• [YOUR TASK]:
Quote the records that follow in full and exactly; leave out the pictures.

• [ENTRIES SUPPLIED]:
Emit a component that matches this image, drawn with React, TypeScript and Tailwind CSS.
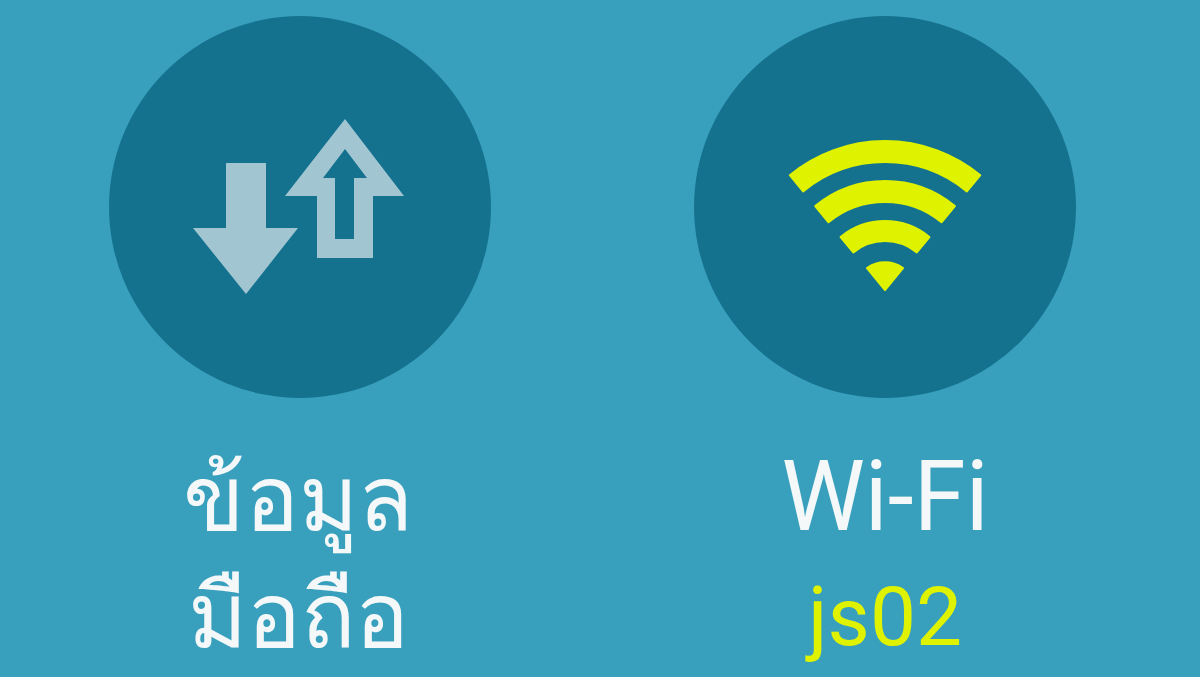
const arc = (r: number, inner: number) => {
  // ring segment around the tip of the wifi icon at (885, 291)
  const sx = 0.635;
  const cy = 0.772;
  const p = (rad: number, side: number) => `${(190 + side * rad * sx).toFixed(1)} ${(170 - rad * cy).toFixed(1)}`;
  return `M${p(r, -1)} A${r} ${r} 0 0 1 ${p(r, 1)} L${p(inner, 1)} A${inner} ${inner} 0 0 0 ${p(inner, -1)} Z`;
};

const DataIcon = () => (
  <svg width="382" height="382" viewBox="0 0 382 382" className="blur-[0.5px]">
    <path d="M117 147H157V212H189L137 278L84 212H117Z" fill="#a1c6d2" />
    <path
      fillRule="evenodd"
      d="M236 103L295 180H264V242H208V180H176ZM236 133L214 162H226V223H245V162H258Z"
      fill="#a1c6d2"
    />
  </svg>
);

const WifiIcon = () => (
  <svg width="382" height="382" viewBox="0 0 382 382" className="blur-[0.5px]">
    <g transform="translate(1 105)" fill="#dff200" stroke="#dff200" strokeWidth="2" strokeLinejoin="round">
      <path d={arc(150, 129)} />
      <path d={arc(110, 89)} />
      <path d={arc(70, 50)} />
      <path d={`M190 169L172 147A31 31 0 0 1 208 147Z`} />
    </g>
  </svg>
);

export default function App() {
  return (
    <div className="w-[1200px] h-[677px] overflow-hidden bg-[#38a0bd] flex gap-[203px] pl-[109px] pt-4">
      <div className="w-[382px] flex flex-col items-center">
        <div className="w-[382px] h-[382px] rounded-full bg-[#15728f] shrink-0">
          <DataIcon />
        </div>
        <div className="mt-[39px] pr-1 text-[#f4f8f9] text-[90px] leading-[117px] text-center blur-[0.5px] font-['Noto_Sans','Roboto','DejaVu_Sans',sans-serif]">
          <div>ข้อมูล</div>
          <div>มือถือ</div>
        </div>
      </div>
      <div className="w-[382px] flex flex-col items-center">
        <div className="w-[382px] h-[382px] rounded-full bg-[#15728f] shrink-0">
          <WifiIcon />
        </div>
        <div className="mt-[43px] text-[#f4f8f9] text-[94px] leading-[117px] origin-bottom scale-y-[1.05] blur-[0.5px] font-['Roboto',sans-serif]">Wi-Fi</div>
        <div className="mt-px text-[#dff200] text-[82px] leading-[117px] blur-[0.5px] font-['Roboto',sans-serif]">js02</div>
      </div>
    </div>
  );
}
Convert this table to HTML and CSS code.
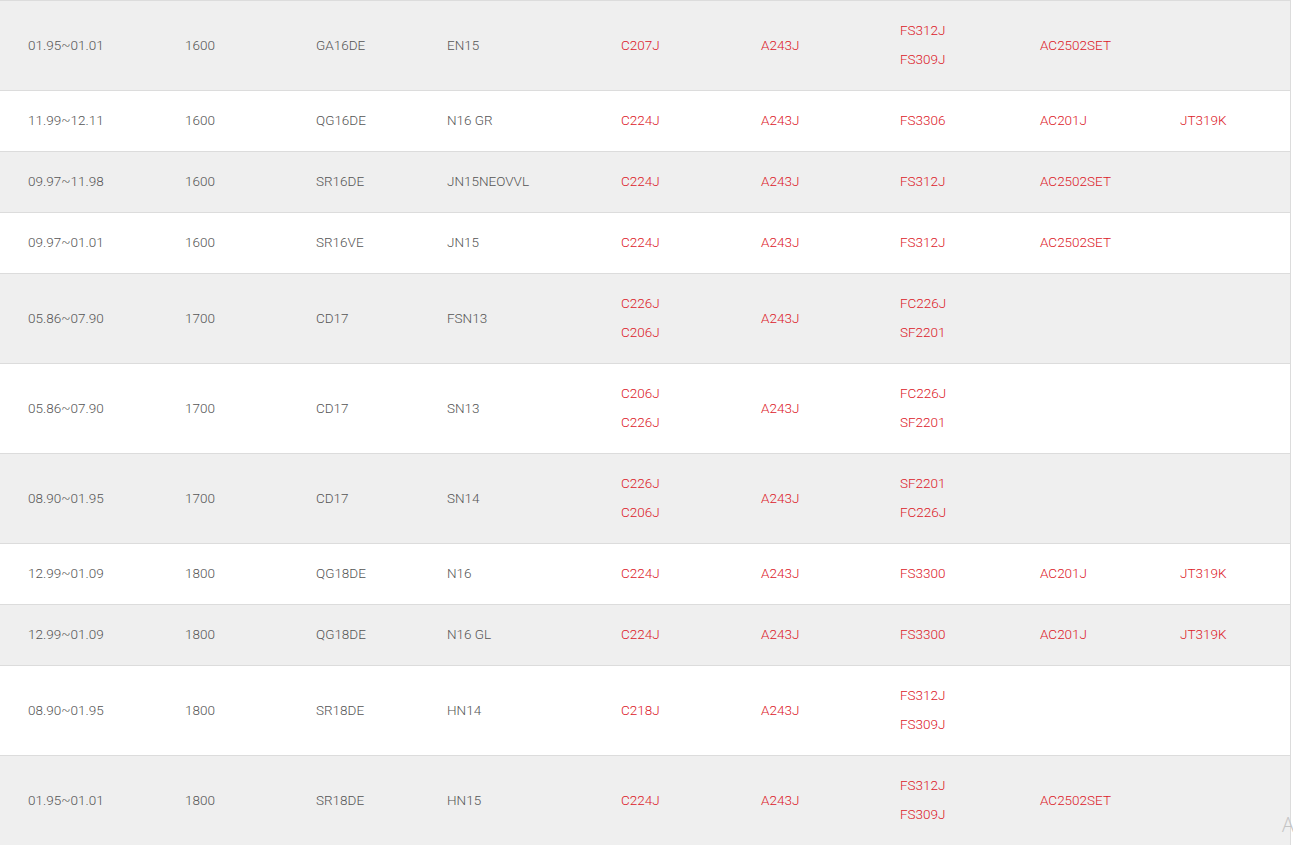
FILE: index.html
```html
<!DOCTYPE html>
<html>
<head>
<meta charset="utf-8">
<link rel="stylesheet" href="styles.css">
</head>
<body>
<div class="table">
  <div class="row odd">
    <div class="cell">01.95~01.01</div><div class="cell">1600</div><div class="cell">GA16DE</div><div class="cell">EN15</div>
    <div class="cell red">C207J</div><div class="cell red">A243J</div><div class="cell red">FS312J<br>FS309J</div><div class="cell red">AC2502SET</div><div class="cell red"></div>
  </div>
  <div class="row">
    <div class="cell">11.99~12.11</div><div class="cell">1600</div><div class="cell">QG16DE</div><div class="cell">N16 GR</div>
    <div class="cell red">C224J</div><div class="cell red">A243J</div><div class="cell red">FS3306</div><div class="cell red">AC201J</div><div class="cell red">JT319K</div>
  </div>
  <div class="row odd">
    <div class="cell">09.97~11.98</div><div class="cell">1600</div><div class="cell">SR16DE</div><div class="cell">JN15NEOVVL</div>
    <div class="cell red">C224J</div><div class="cell red">A243J</div><div class="cell red">FS312J</div><div class="cell red">AC2502SET</div><div class="cell red"></div>
  </div>
  <div class="row">
    <div class="cell">09.97~01.01</div><div class="cell">1600</div><div class="cell">SR16VE</div><div class="cell">JN15</div>
    <div class="cell red">C224J</div><div class="cell red">A243J</div><div class="cell red">FS312J</div><div class="cell red">AC2502SET</div><div class="cell red"></div>
  </div>
  <div class="row odd">
    <div class="cell">05.86~07.90</div><div class="cell">1700</div><div class="cell">CD17</div><div class="cell">FSN13</div>
    <div class="cell red">C226J<br>C206J</div><div class="cell red">A243J</div><div class="cell red">FC226J<br>SF2201</div><div class="cell red"></div><div class="cell red"></div>
  </div>
  <div class="row">
    <div class="cell">05.86~07.90</div><div class="cell">1700</div><div class="cell">CD17</div><div class="cell">SN13</div>
    <div class="cell red">C206J<br>C226J</div><div class="cell red">A243J</div><div class="cell red">FC226J<br>SF2201</div><div class="cell red"></div><div class="cell red"></div>
  </div>
  <div class="row odd">
    <div class="cell">08.90~01.95</div><div class="cell">1700</div><div class="cell">CD17</div><div class="cell">SN14</div>
    <div class="cell red">C226J<br>C206J</div><div class="cell red">A243J</div><div class="cell red">SF2201<br>FC226J</div><div class="cell red"></div><div class="cell red"></div>
  </div>
  <div class="row">
    <div class="cell">12.99~01.09</div><div class="cell">1800</div><div class="cell">QG18DE</div><div class="cell">N16</div>
    <div class="cell red">C224J</div><div class="cell red">A243J</div><div class="cell red">FS3300</div><div class="cell red">AC201J</div><div class="cell red">JT319K</div>
  </div>
  <div class="row odd">
    <div class="cell">12.99~01.09</div><div class="cell">1800</div><div class="cell">QG18DE</div><div class="cell">N16 GL</div>
    <div class="cell red">C224J</div><div class="cell red">A243J</div><div class="cell red">FS3300</div><div class="cell red">AC201J</div><div class="cell red">JT319K</div>
  </div>
  <div class="row">
    <div class="cell">08.90~01.95</div><div class="cell">1800</div><div class="cell">SR18DE</div><div class="cell">HN14</div>
    <div class="cell red">C218J</div><div class="cell red">A243J</div><div class="cell red">FS312J<br>FS309J</div><div class="cell red"></div><div class="cell red"></div>
  </div>
  <div class="row odd">
    <div class="cell">01.95~01.01</div><div class="cell">1800</div><div class="cell">SR18DE</div><div class="cell">HN15</div>
    <div class="cell red">C224J</div><div class="cell red">A243J</div><div class="cell red">FS312J<br>FS309J</div><div class="cell red">AC2502SET</div><div class="cell red"></div>
  </div>
</div>
<div class="watermark">A</div>
</body>
</html>
```
FILE: styles.css
```css
html, body {
  margin: 0;
  padding: 0;
  background: #ffffff;
  overflow: hidden;
  height: 845px;
}
body {
  font-family: Roboto, "Liberation Sans", sans-serif;
  font-weight: 300;
  font-size: 13.5px;
  color: #555555;
}
.table {
  width: 1291px;
  border-right: 1px solid #dcdcdc;
  border-bottom: 1px solid #dcdcdc;
  box-sizing: border-box;
}
.row {
  display: grid;
  grid-template-columns: 157px 131px 131px 174px 140px 139px 140px 140px 138px;
  border-top: 1px solid #dcdcdc;
  background: #ffffff;
  padding: 15px 0 16px 0;
}
.row.odd {
  background: #efefef;
}
.cell {
  padding-left: 28px;
  line-height: 29px;
  align-self: center;
  white-space: nowrap;
}
.red {
  color: #dc2029;
}
.watermark {
  position: absolute;
  left: 1282px;
  top: 812px;
  font-family: "Open Sans", sans-serif;
  font-size: 20px;
  line-height: 26px;
  color: #c4c4c4;
}
```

• [OUTPUT FOR THIS EXERCISE]:
Emit a component that matches this image, drawn with React, TypeScript and Tailwind CSS.
const arc = (r: number, inner: number) => {
  // ring segment around the tip of the wifi icon at (885, 291)
  const sx = 0.635;
  const cy = 0.772;
  const p = (rad: number, side: number) => `${(190 + side * rad * sx).toFixed(1)} ${(170 - rad * cy).toFixed(1)}`;
  return `M${p(r, -1)} A${r} ${r} 0 0 1 ${p(r, 1)} L${p(inner, 1)} A${inner} ${inner} 0 0 0 ${p(inner, -1)} Z`;
};

const DataIcon = () => (
  <svg width="382" height="382" viewBox="0 0 382 382" className="blur-[0.5px]">
    <path d="M117 147H157V212H189L137 278L84 212H117Z" fill="#a1c6d2" />
    <path
      fillRule="evenodd"
      d="M236 103L295 180H264V242H208V180H176ZM236 133L214 162H226V223H245V162H258Z"
      fill="#a1c6d2"
    />
  </svg>
);

const WifiIcon = () => (
  <svg width="382" height="382" viewBox="0 0 382 382" className="blur-[0.5px]">
    <g transform="translate(1 105)" fill="#dff200" stroke="#dff200" strokeWidth="2" strokeLinejoin="round">
      <path d={arc(150, 129)} />
      <path d={arc(110, 89)} />
      <path d={arc(70, 50)} />
      <path d={`M190 169L172 147A31 31 0 0 1 208 147Z`} />
    </g>
  </svg>
);

export default function App() {
  return (
    <div className="w-[1200px] h-[677px] overflow-hidden bg-[#38a0bd] flex gap-[203px] pl-[109px] pt-4">
      <div className="w-[382px] flex flex-col items-center">
        <div className="w-[382px] h-[382px] rounded-full bg-[#15728f] shrink-0">
          <DataIcon />
        </div>
        <div className="mt-[39px] pr-1 text-[#f4f8f9] text-[90px] leading-[117px] text-center blur-[0.5px] font-['Noto_Sans','Roboto','DejaVu_Sans',sans-serif]">
          <div>ข้อมูล</div>
          <div>มือถือ</div>
        </div>
      </div>
      <div className="w-[382px] flex flex-col items-center">
        <div className="w-[382px] h-[382px] rounded-full bg-[#15728f] shrink-0">
          <WifiIcon />
        </div>
        <div className="mt-[43px] text-[#f4f8f9] text-[94px] leading-[117px] origin-bottom scale-y-[1.05] blur-[0.5px] font-['Roboto',sans-serif]">Wi-Fi</div>
        <div className="mt-px text-[#dff200] text-[82px] leading-[117px] blur-[0.5px] font-['Roboto',sans-serif]">js02</div>
      </div>
    </div>
  );
}
Convert this table to HTML and CSS code.
FILE: index.html
```html
<!DOCTYPE html>
<html>
<head>
<meta charset="utf-8">
<link rel="stylesheet" href="styles.css">
</head>
<body>
<div class="table">
  <div class="row odd">
    <div class="cell">01.95~01.01</div><div class="cell">1600</div><div class="cell">GA16DE</div><div class="cell">EN15</div>
    <div class="cell red">C207J</div><div class="cell red">A243J</div><div class="cell red">FS312J<br>FS309J</div><div class="cell red">AC2502SET</div><div class="cell red"></div>
  </div>
  <div class="row">
    <div class="cell">11.99~12.11</div><div class="cell">1600</div><div class="cell">QG16DE</div><div class="cell">N16 GR</div>
    <div class="cell red">C224J</div><div class="cell red">A243J</div><div class="cell red">FS3306</div><div class="cell red">AC201J</div><div class="cell red">JT319K</div>
  </div>
  <div class="row odd">
    <div class="cell">09.97~11.98</div><div class="cell">1600</div><div class="cell">SR16DE</div><div class="cell">JN15NEOVVL</div>
    <div class="cell red">C224J</div><div class="cell red">A243J</div><div class="cell red">FS312J</div><div class="cell red">AC2502SET</div><div class="cell red"></div>
  </div>
  <div class="row">
    <div class="cell">09.97~01.01</div><div class="cell">1600</div><div class="cell">SR16VE</div><div class="cell">JN15</div>
    <div class="cell red">C224J</div><div class="cell red">A243J</div><div class="cell red">FS312J</div><div class="cell red">AC2502SET</div><div class="cell red"></div>
  </div>
  <div class="row odd">
    <div class="cell">05.86~07.90</div><div class="cell">1700</div><div class="cell">CD17</div><div class="cell">FSN13</div>
    <div class="cell red">C226J<br>C206J</div><div class="cell red">A243J</div><div class="cell red">FC226J<br>SF2201</div><div class="cell red"></div><div class="cell red"></div>
  </div>
  <div class="row">
    <div class="cell">05.86~07.90</div><div class="cell">1700</div><div class="cell">CD17</div><div class="cell">SN13</div>
    <div class="cell red">C206J<br>C226J</div><div class="cell red">A243J</div><div class="cell red">FC226J<br>SF2201</div><div class="cell red"></div><div class="cell red"></div>
  </div>
  <div class="row odd">
    <div class="cell">08.90~01.95</div><div class="cell">1700</div><div class="cell">CD17</div><div class="cell">SN14</div>
    <div class="cell red">C226J<br>C206J</div><div class="cell red">A243J</div><div class="cell red">SF2201<br>FC226J</div><div class="cell red"></div><div class="cell red"></div>
  </div>
  <div class="row">
    <div class="cell">12.99~01.09</div><div class="cell">1800</div><div class="cell">QG18DE</div><div class="cell">N16</div>
    <div class="cell red">C224J</div><div class="cell red">A243J</div><div class="cell red">FS3300</div><div class="cell red">AC201J</div><div class="cell red">JT319K</div>
  </div>
  <div class="row odd">
    <div class="cell">12.99~01.09</div><div class="cell">1800</div><div class="cell">QG18DE</div><div class="cell">N16 GL</div>
    <div class="cell red">C224J</div><div class="cell red">A243J</div><div class="cell red">FS3300</div><div class="cell red">AC201J</div><div class="cell red">JT319K</div>
  </div>
  <div class="row">
    <div class="cell">08.90~01.95</div><div class="cell">1800</div><div class="cell">SR18DE</div><div class="cell">HN14</div>
    <div class="cell red">C218J</div><div class="cell red">A243J</div><div class="cell red">FS312J<br>FS309J</div><div class="cell red"></div><div class="cell red"></div>
  </div>
  <div class="row odd">
    <div class="cell">01.95~01.01</div><div class="cell">1800</div><div class="cell">SR18DE</div><div class="cell">HN15</div>
    <div class="cell red">C224J</div><div class="cell red">A243J</div><div class="cell red">FS312J<br>FS309J</div><div class="cell red">AC2502SET</div><div class="cell red"></div>
  </div>
</div>
<div class="watermark">A</div>
</body>
</html>
```
FILE: styles.css
```css
html, body {
  margin: 0;
  padding: 0;
  background: #ffffff;
  overflow: hidden;
  height: 845px;
}
body {
  font-family: Roboto, "Liberation Sans", sans-serif;
  font-weight: 300;
  font-size: 13.5px;
  color: #555555;
}
.table {
  width: 1291px;
  border-right: 1px solid #dcdcdc;
  border-bottom: 1px solid #dcdcdc;
  box-sizing: border-box;
}
.row {
  display: grid;
  grid-template-columns: 157px 131px 131px 174px 140px 139px 140px 140px 138px;
  border-top: 1px solid #dcdcdc;
  background: #ffffff;
  padding: 15px 0 16px 0;
}
.row.odd {
  background: #efefef;
}
.cell {
  padding-left: 28px;
  line-height: 29px;
  align-self: center;
  white-space: nowrap;
}
.red {
  color: #dc2029;
}
.watermark {
  position: absolute;
  left: 1282px;
  top: 812px;
  font-family: "Open Sans", sans-serif;
  font-size: 20px;
  line-height: 26px;
  color: #c4c4c4;
}
```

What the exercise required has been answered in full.